Facing Existential Threat
Microbes existed long before the human species and they will likely be around long after we cease to exist. While it may not seem so in the midst of a pandemic, “In the modern world of medicine, we have (for the most part) won the battle against the microbes,” says Dr. Michael Osterholm, Director of the Center for Infectious Disease Research and Policy at the University of Minnesota. Osterholm also served on the Biden Transition Team’s COVID-19 Advisory Board. He has spent much of his career in a chess-like match anticipating microbial evolution’s next move and strategizing public health policies to address unimaginable threats.
A blueprint for understanding the dynamics of a pandemic requires a “creative imagination — an ability to anticipate the unthinkable and create a plausible public response,” says Osterholm. Referencing the death rate of U.S. soldiers during World War I, Osterholm indicates that nearly 7 out of 8 American soldiers died not from combat, but from the 1918 Spanish flu pandemic. With an historical knowledge of pandemics and outbreaks such as SARS, MERS, and Ebola, he asks, “Why did COVID-19 catch the world off guard, unprepared, and seemingly unable to fathom the sheer scale of the pandemic’s impact?” The current pandemic is most likely “not even the big one,” he suggests. “Another influenza pandemic, like the Spanish flu, could prove even more devastating than COVID-19.”
Infectious disease exposes the weaknesses in global societies from the world’s food systems to demographic inequalities. Osterholm explained that in order to feed the nearly 8 billion people on earth, we raise about 23 billion chickens, and, as of 2020, 678 million pigs. While avian flu viruses generally do not infect humans, when chickens live in close proximity to pigs, transmission occurs. Pigs can contract both human and bird viruses creating genetic exchanges and new mutations transmissible to humans with potentially deadly outcomes. Osterholm emphasized that ethnic groups and indigenous societies are suffering a disproportionate impact for a myriad of reasons — many of which stem from societal discrimination, inequality, and poverty.
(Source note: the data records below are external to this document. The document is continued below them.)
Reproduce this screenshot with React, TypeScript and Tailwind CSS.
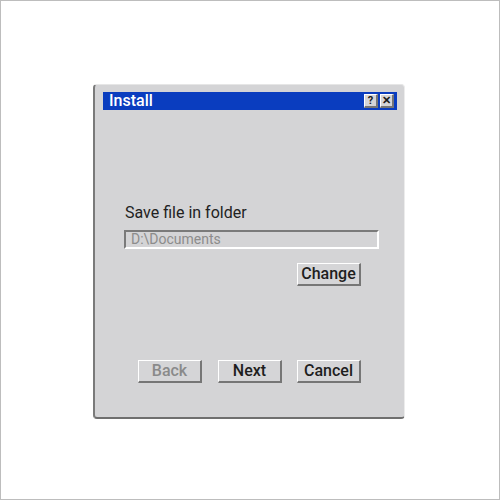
import React from "react";

const raised =
  "border-t border-l border-t-white border-l-white border-b-2 border-r-2 border-b-[#767676] border-r-[#767676] bg-[#d5d5d7]";

const DialogButton: React.FC<{ label: string; disabled?: boolean; className?: string }> = ({
  label,
  disabled,
  className = "",
}) => (
  <button
    className={`w-[64px] h-[23px] flex items-center justify-center text-[16px] font-medium leading-none ${raised} ${
      disabled ? "text-[#8a8a8a]" : "text-[#1e1e1e]"
    } ${className}`}
  >
    {label}
  </button>
);

const TitleButton: React.FC<{ children: React.ReactNode }> = ({ children }) => (
  <div
    className={`w-[14px] h-[14px] flex items-center justify-center text-[11px] font-bold leading-none text-[#1a1a1a] ${raised}`}
  >
    {children}
  </div>
);

const App: React.FC = () => {
  return (
    <div
      className="w-[500px] h-[500px] bg-white border border-[#bdbdbd] flex items-center justify-center"
      style={{ fontFamily: "Roboto, 'Liberation Sans', sans-serif" }}
    >
      <div className="mr-[2px] mt-[2px] w-[312px] h-[335px] bg-[#d4d4d6] rounded-[4px] border-t border-r border-t-[#e6e6e6] border-r-[#ececec] border-l-2 border-b-2 border-l-[#7a7a7a] border-b-[#6f6f6f] pt-[7px] pl-[8px] pr-[7px] flex flex-col">
        {/* title bar */}
        <div className="h-[18px] bg-[#0a3dbf] flex items-center justify-between pl-[6px] pr-[3px]">
          <span className="text-white text-[16px] font-medium leading-none">
            Install
          </span>
          <div className="flex gap-[2px]">
            <TitleButton>?</TitleButton>
            <TitleButton>✕</TitleButton>
          </div>
        </div>

        {/* body */}
        <div className="flex flex-col pl-[21px] pr-[18px] mt-[93px]">
          <div className="text-[16px] leading-[19px] text-[#222] pl-[1px]">
            Save file in folder
          </div>
          <div className="mt-[8px] w-[255px] h-[19px] border-t-2 border-l-2 border-t-[#7a7a7a] border-l-[#7a7a7a] border-b-2 border-r-2 border-b-white border-r-white flex items-center pl-[5px] text-[14px] text-[#8c8c8c] leading-none">
            D:\Documents
          </div>
          <div className="mt-[14px] flex justify-end pr-[18px]">
            <DialogButton label="Change" />
          </div>
          <div className="mt-[74px] flex justify-end gap-[15px] pr-[18px]">
            <DialogButton label="Back" disabled className="mr-[1px]" />
            <DialogButton label="Next" />
            <DialogButton label="Cancel" />
          </div>
        </div>
      </div>
    </div>
  );
};

export default App;
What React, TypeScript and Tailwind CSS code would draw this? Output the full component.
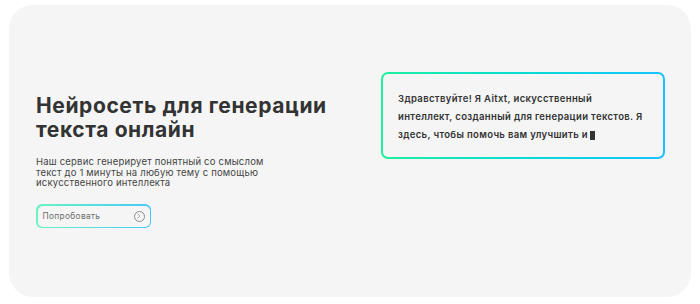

Tanja Stadler, Linfa Wang, and Michael Osterholm agree and advocate for an internationally coordinated response to COVID-19. Osterholm expressed a need for understanding how public health practices interface with everyday life in various countries around the world. He says, “The greatest vaccines and the best tools in the world will be rendered ineffective unless we achieve public support and acceptance.”